▶ EXERCISE DESCRIPTION
Return the lines that follow, exactly as they appear, from the first through the one containing "10.500l-9.600 9.800a6 6"; no pictures are to be included.

◇ ◇ ◇

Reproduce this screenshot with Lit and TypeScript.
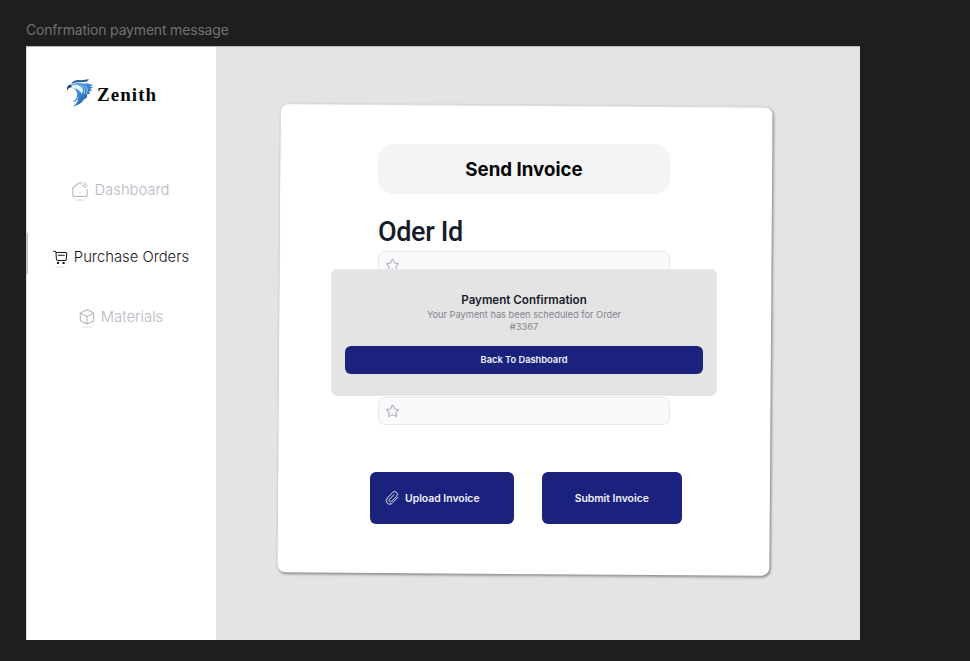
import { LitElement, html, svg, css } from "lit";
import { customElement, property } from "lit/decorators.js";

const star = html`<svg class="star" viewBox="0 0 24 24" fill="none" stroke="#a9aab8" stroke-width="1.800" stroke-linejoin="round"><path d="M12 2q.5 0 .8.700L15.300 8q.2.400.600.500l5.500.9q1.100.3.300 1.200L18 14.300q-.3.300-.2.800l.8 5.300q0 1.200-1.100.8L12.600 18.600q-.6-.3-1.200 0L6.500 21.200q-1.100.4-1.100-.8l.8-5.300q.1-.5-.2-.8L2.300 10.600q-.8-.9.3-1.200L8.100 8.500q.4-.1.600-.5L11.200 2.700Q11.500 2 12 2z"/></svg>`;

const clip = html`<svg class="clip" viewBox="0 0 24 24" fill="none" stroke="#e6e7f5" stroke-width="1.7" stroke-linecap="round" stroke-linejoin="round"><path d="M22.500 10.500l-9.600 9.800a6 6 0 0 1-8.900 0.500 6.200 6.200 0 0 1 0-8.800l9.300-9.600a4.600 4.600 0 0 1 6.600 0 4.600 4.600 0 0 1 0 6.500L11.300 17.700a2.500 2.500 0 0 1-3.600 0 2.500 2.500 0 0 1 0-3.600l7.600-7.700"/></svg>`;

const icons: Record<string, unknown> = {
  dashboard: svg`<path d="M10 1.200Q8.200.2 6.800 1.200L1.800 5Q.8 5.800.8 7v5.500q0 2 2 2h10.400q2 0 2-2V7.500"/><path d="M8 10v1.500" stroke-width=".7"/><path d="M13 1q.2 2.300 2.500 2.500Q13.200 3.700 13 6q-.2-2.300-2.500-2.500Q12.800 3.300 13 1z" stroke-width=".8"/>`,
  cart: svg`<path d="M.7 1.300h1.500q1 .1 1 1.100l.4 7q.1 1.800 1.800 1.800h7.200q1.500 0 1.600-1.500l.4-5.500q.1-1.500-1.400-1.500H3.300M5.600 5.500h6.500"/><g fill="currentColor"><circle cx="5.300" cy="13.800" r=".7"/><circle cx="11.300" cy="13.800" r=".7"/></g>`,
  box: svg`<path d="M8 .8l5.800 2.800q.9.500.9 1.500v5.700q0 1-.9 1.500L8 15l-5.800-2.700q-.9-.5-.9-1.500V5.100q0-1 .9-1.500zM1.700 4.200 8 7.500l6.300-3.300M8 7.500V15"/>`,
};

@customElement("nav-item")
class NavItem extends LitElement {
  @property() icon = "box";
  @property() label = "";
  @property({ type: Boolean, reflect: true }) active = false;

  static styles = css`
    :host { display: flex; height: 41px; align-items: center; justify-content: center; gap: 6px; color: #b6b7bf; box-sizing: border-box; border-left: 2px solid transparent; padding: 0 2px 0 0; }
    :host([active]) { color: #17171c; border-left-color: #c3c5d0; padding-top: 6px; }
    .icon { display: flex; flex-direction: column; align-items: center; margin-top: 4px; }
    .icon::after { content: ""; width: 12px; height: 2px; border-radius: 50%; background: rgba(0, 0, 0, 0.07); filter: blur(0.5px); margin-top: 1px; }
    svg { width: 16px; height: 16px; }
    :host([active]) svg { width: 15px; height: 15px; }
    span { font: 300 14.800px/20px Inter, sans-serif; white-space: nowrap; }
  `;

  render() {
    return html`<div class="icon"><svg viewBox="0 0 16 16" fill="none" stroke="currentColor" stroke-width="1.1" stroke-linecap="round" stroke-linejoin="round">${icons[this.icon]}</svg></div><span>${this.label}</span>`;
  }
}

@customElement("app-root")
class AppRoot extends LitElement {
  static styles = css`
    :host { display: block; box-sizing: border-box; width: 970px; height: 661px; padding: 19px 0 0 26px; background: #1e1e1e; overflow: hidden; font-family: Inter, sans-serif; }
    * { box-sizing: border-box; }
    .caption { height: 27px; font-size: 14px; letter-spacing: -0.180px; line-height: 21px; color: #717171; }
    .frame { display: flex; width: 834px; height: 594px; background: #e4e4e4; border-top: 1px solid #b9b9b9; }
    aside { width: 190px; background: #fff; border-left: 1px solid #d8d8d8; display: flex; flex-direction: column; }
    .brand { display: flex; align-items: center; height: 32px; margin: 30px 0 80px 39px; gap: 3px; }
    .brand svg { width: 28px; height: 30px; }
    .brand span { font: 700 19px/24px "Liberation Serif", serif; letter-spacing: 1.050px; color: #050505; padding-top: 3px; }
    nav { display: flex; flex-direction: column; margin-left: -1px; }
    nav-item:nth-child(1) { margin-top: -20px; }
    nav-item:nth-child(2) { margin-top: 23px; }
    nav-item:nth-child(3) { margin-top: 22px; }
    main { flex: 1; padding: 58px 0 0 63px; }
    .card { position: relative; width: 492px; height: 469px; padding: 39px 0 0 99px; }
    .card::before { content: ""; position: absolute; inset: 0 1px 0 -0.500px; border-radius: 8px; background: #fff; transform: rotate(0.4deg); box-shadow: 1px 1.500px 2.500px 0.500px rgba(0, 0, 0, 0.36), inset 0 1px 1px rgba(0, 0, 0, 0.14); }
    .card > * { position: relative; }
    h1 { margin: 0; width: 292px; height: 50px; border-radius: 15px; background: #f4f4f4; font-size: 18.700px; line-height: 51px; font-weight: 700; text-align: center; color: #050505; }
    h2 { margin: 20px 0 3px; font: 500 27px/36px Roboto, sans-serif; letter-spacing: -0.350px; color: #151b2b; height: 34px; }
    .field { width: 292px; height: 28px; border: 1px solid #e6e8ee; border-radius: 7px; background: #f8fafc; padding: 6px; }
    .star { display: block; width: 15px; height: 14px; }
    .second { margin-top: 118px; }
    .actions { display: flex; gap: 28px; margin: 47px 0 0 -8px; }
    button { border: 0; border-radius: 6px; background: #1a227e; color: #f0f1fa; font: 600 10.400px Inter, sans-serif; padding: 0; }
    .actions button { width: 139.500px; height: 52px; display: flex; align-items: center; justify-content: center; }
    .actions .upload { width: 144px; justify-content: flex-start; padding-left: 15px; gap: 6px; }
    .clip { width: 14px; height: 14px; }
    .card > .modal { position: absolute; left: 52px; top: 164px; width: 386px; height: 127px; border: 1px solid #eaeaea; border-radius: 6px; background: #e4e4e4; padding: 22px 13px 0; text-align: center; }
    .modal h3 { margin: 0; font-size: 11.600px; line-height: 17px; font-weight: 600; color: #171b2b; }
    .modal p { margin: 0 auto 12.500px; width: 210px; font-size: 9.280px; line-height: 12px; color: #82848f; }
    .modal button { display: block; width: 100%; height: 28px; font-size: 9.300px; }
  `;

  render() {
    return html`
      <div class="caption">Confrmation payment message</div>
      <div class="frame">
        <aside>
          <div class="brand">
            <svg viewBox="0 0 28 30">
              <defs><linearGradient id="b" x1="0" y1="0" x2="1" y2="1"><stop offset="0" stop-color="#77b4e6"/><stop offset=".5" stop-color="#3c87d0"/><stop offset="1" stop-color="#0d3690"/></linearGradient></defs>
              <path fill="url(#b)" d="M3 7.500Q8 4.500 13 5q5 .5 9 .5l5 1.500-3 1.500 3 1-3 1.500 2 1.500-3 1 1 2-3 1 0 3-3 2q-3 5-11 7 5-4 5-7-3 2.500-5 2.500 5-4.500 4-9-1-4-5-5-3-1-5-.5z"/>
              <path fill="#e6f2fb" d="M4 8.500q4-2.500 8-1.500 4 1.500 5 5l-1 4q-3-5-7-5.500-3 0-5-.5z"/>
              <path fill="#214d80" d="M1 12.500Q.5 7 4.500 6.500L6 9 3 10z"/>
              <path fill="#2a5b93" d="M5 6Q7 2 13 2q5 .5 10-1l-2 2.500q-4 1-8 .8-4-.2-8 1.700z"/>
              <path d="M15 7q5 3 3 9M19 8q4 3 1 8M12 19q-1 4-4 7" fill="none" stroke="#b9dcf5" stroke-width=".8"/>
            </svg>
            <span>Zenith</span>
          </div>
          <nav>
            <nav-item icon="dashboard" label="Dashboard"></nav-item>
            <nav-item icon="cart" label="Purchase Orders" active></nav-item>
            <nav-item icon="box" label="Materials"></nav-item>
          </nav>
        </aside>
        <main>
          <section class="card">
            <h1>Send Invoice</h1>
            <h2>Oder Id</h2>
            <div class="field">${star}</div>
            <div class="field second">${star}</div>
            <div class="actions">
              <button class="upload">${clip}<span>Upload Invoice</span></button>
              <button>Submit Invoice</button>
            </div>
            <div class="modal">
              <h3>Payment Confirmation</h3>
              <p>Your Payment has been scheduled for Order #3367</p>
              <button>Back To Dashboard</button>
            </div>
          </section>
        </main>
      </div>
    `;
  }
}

◇ ◇ ◇

▶ SOLUTION TO THE EXERCISE
Reproduce this screenshot with Lit and TypeScript.
import { LitElement, html, svg, css } from "lit";
import { customElement, property } from "lit/decorators.js";

const star = html`<svg class="star" viewBox="0 0 24 24" fill="none" stroke="#a9aab8" stroke-width="1.800" stroke-linejoin="round"><path d="M12 2q.5 0 .8.700L15.300 8q.2.400.600.500l5.500.9q1.100.3.300 1.200L18 14.300q-.3.300-.2.800l.8 5.300q0 1.200-1.100.8L12.600 18.600q-.6-.3-1.200 0L6.500 21.200q-1.100.4-1.100-.8l.8-5.300q.1-.5-.2-.8L2.300 10.600q-.8-.9.3-1.200L8.100 8.500q.4-.1.600-.5L11.200 2.700Q11.500 2 12 2z"/></svg>`;

const clip = html`<svg class="clip" viewBox="0 0 24 24" fill="none" stroke="#e6e7f5" stroke-width="1.7" stroke-linecap="round" stroke-linejoin="round"><path d="M22.500 10.500l-9.600 9.800a6 6 0 0 1-8.900 0.500 6.200 6.200 0 0 1 0-8.800l9.300-9.600a4.600 4.600 0 0 1 6.600 0 4.600 4.600 0 0 1 0 6.500L11.300 17.700a2.500 2.500 0 0 1-3.600 0 2.500 2.500 0 0 1 0-3.600l7.600-7.700"/></svg>`;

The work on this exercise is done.